Vilar admits that there are also cases in which the workers refuse to accept his help. “They are afraid it might get them into trouble with their employers – or someone within the company hints that this could lead to their being fired. Again, since they do not know their rights, initial contact is not easy.”
Once the employees do agree to listen and to try to obtain their rights, things change rapidly. In fact, many of the activists who volunteer with the organization to reach out to their fellow employees are those who initially received help from Bema’aglei Tzedek.
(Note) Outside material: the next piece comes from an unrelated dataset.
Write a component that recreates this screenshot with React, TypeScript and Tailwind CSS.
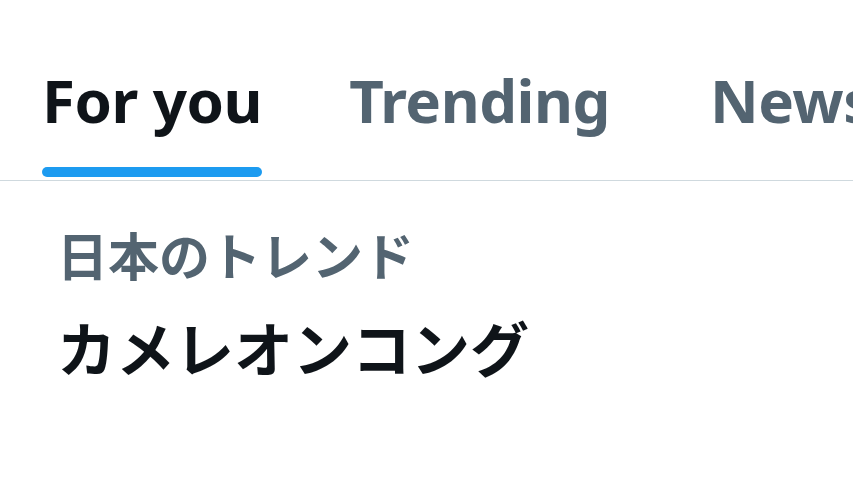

“Our concern for private company employees began quite a few years ago, before last summer’s protests put the issue at the top of the public agenda,” says Merav Dadiah, director of Bema’aglei Tzedek. “Shmuli Bing, one of the founders of the organization, reached out to youth, college students who worked during their vacation, and helped them receive their rights. From there, we began to pay attention to that entire sector – employees of private companies. We created ‘employment watchdogs’ through whom we initially helped two typical kinds of employees: cleaners and security guards at educational institutions. From there, we discovered over the years that this was becoming a much wider phenomenon in the country,” Dadiah says.
According to Bema’aglei Tzedek, out of the 25% of Israelis who work and nevertheless live below the poverty line, almost 100% of them are employed by private companies. “I think this figure is indicative of the entire troubling story,” concludes Dadiah.